== STORED RECORDS

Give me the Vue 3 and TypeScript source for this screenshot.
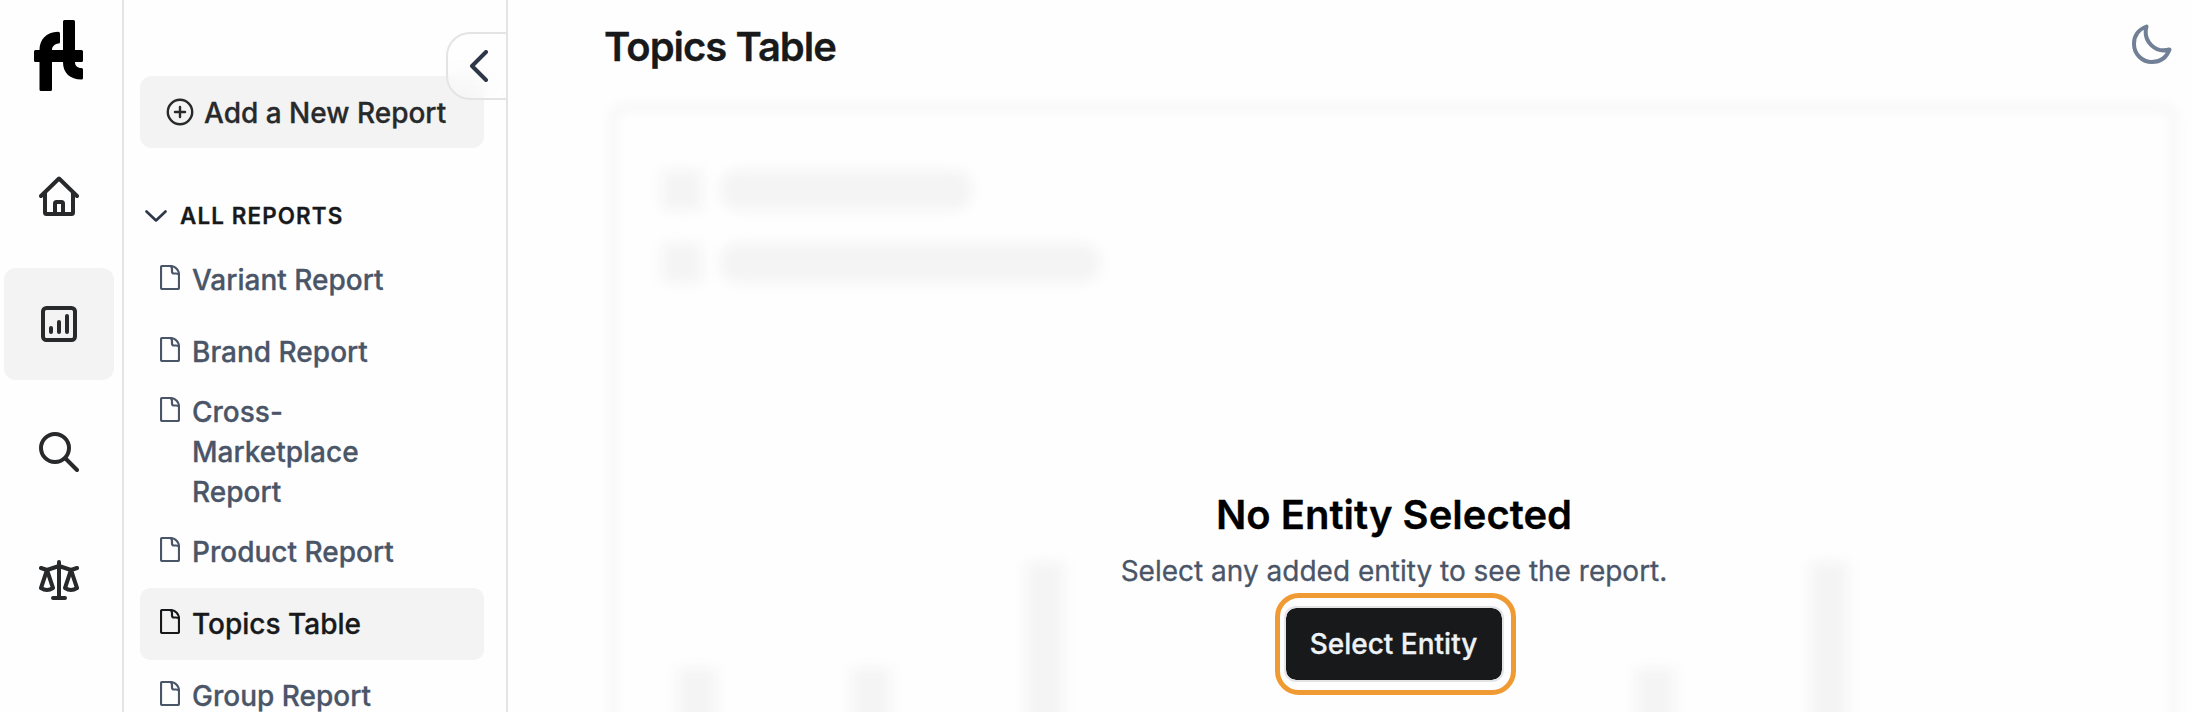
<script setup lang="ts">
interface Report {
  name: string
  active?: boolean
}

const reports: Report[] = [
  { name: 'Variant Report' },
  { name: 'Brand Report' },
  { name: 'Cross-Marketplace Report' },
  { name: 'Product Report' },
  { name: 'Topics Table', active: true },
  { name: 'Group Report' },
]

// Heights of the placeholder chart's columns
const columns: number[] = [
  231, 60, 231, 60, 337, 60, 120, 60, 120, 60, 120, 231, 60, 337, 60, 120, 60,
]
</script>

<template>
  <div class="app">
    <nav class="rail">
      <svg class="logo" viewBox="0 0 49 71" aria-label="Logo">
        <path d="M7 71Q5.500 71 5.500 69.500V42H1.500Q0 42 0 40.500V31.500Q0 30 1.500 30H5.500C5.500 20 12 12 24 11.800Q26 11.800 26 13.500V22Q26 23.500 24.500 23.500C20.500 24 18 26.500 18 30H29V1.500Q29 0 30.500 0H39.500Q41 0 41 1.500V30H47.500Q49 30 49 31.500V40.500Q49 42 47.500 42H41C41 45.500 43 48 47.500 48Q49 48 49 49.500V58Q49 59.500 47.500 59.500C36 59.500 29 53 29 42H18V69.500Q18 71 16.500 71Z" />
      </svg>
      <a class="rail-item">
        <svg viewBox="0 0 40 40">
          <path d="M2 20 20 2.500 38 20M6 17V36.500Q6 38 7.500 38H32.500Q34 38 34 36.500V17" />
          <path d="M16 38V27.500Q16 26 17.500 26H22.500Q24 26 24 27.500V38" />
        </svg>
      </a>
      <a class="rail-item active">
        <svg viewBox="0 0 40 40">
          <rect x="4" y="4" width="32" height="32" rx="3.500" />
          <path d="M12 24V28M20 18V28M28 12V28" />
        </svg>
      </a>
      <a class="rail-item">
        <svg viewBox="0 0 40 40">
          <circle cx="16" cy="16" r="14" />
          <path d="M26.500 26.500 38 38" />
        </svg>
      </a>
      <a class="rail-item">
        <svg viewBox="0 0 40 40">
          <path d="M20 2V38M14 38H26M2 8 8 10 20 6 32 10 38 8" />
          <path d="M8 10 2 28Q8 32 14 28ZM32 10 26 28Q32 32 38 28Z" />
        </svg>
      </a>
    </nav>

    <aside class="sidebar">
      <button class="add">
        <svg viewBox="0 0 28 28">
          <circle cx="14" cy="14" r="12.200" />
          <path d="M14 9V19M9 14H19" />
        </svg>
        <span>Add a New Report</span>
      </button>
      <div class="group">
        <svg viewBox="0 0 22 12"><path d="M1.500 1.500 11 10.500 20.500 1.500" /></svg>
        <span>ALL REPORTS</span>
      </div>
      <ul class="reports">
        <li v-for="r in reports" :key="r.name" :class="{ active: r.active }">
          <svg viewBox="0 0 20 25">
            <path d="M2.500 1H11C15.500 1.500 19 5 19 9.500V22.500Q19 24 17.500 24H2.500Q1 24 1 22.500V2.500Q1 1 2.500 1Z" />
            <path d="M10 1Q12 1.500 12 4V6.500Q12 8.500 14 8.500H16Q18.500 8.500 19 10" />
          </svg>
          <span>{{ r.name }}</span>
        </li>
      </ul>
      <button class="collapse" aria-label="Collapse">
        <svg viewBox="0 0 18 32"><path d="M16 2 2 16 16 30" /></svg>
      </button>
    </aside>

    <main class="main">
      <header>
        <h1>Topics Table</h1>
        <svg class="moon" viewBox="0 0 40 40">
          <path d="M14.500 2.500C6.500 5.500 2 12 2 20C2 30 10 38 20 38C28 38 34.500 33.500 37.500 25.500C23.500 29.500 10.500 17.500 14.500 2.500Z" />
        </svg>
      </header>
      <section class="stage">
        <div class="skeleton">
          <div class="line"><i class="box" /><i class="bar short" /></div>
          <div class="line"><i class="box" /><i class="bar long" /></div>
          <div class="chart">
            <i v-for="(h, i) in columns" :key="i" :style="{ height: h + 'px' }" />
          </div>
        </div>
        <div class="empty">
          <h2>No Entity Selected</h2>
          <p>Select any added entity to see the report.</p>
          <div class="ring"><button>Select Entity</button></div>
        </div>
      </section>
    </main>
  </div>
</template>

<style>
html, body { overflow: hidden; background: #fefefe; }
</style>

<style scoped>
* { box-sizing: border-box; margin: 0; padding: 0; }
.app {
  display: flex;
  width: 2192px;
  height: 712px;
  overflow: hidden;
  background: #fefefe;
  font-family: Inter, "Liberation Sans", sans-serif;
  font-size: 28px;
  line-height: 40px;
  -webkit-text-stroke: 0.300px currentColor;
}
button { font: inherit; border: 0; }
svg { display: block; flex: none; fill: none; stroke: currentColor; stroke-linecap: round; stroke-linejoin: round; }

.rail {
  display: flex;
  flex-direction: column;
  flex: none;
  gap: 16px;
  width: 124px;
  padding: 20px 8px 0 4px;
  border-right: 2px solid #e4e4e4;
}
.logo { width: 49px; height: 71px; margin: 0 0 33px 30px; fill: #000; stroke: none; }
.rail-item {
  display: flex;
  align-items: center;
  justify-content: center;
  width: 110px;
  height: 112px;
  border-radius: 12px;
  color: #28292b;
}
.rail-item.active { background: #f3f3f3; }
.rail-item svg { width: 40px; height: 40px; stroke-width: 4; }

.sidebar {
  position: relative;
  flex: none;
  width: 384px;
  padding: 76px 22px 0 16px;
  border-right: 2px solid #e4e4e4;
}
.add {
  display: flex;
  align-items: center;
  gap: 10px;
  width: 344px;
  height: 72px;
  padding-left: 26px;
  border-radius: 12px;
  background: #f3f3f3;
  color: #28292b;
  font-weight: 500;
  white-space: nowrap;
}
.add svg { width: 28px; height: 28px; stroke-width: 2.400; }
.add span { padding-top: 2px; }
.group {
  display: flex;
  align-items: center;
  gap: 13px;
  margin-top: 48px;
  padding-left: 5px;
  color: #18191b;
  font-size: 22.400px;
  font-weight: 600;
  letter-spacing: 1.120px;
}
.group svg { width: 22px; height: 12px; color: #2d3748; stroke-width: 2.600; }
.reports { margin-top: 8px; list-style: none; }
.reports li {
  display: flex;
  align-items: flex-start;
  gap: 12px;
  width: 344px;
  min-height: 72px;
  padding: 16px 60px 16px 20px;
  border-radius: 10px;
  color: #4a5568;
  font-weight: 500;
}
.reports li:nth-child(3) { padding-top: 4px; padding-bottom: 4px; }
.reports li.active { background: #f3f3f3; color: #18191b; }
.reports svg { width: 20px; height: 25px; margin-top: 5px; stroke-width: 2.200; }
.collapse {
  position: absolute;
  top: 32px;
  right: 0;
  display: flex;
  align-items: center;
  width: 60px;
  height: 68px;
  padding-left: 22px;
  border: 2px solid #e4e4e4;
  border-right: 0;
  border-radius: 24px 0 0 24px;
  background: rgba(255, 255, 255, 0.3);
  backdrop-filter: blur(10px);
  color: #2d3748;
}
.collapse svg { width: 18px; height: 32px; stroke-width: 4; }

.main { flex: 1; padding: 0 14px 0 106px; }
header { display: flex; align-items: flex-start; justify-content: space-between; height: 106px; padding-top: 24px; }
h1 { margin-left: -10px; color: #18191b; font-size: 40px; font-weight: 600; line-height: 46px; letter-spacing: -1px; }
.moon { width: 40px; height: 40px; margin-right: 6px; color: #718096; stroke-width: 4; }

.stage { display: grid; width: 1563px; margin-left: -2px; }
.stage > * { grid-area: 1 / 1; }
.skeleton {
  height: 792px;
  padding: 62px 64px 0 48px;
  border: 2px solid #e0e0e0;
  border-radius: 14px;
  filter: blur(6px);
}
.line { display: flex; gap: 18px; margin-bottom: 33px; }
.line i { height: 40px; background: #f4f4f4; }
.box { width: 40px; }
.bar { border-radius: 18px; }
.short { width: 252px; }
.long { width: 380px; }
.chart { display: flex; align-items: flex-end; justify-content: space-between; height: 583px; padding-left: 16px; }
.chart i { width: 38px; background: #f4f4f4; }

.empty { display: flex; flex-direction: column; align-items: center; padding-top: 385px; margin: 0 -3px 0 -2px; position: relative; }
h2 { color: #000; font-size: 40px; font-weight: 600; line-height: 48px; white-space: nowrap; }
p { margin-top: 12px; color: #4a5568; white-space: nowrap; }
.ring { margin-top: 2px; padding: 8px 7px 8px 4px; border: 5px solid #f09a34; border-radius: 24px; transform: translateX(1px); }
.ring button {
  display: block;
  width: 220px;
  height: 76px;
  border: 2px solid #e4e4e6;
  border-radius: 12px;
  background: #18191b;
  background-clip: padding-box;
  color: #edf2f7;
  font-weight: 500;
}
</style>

====
== STORED RECORDS

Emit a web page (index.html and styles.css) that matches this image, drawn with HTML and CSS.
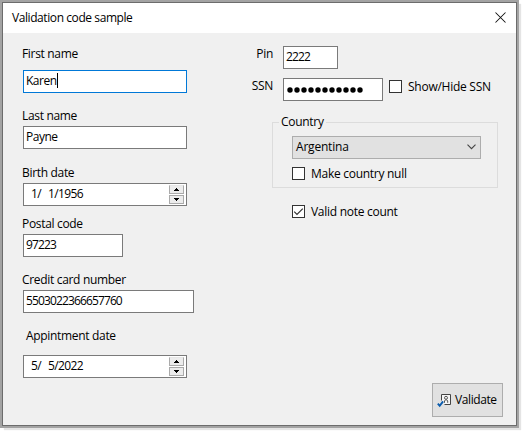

====
== STORED RECORDS

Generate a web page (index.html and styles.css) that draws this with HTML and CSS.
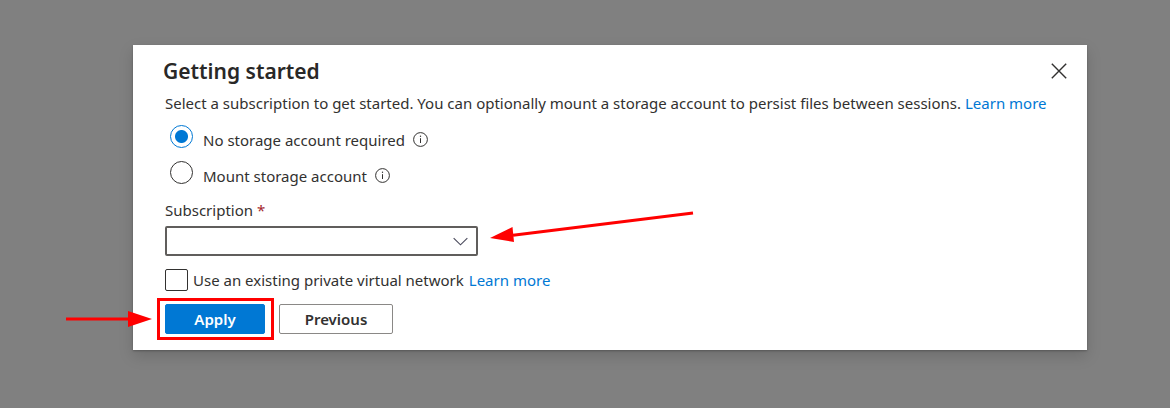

====

| WORK TO COMPLETE |
Check each line of the records above for "this", and copy those that have it.

| OUTPUT |
Give me the Vue 3 and TypeScript source for this screenshot.
Emit a web page (index.html and styles.css) that matches this image, drawn with HTML and CSS.
Generate a web page (index.html and styles.css) that draws this with HTML and CSS.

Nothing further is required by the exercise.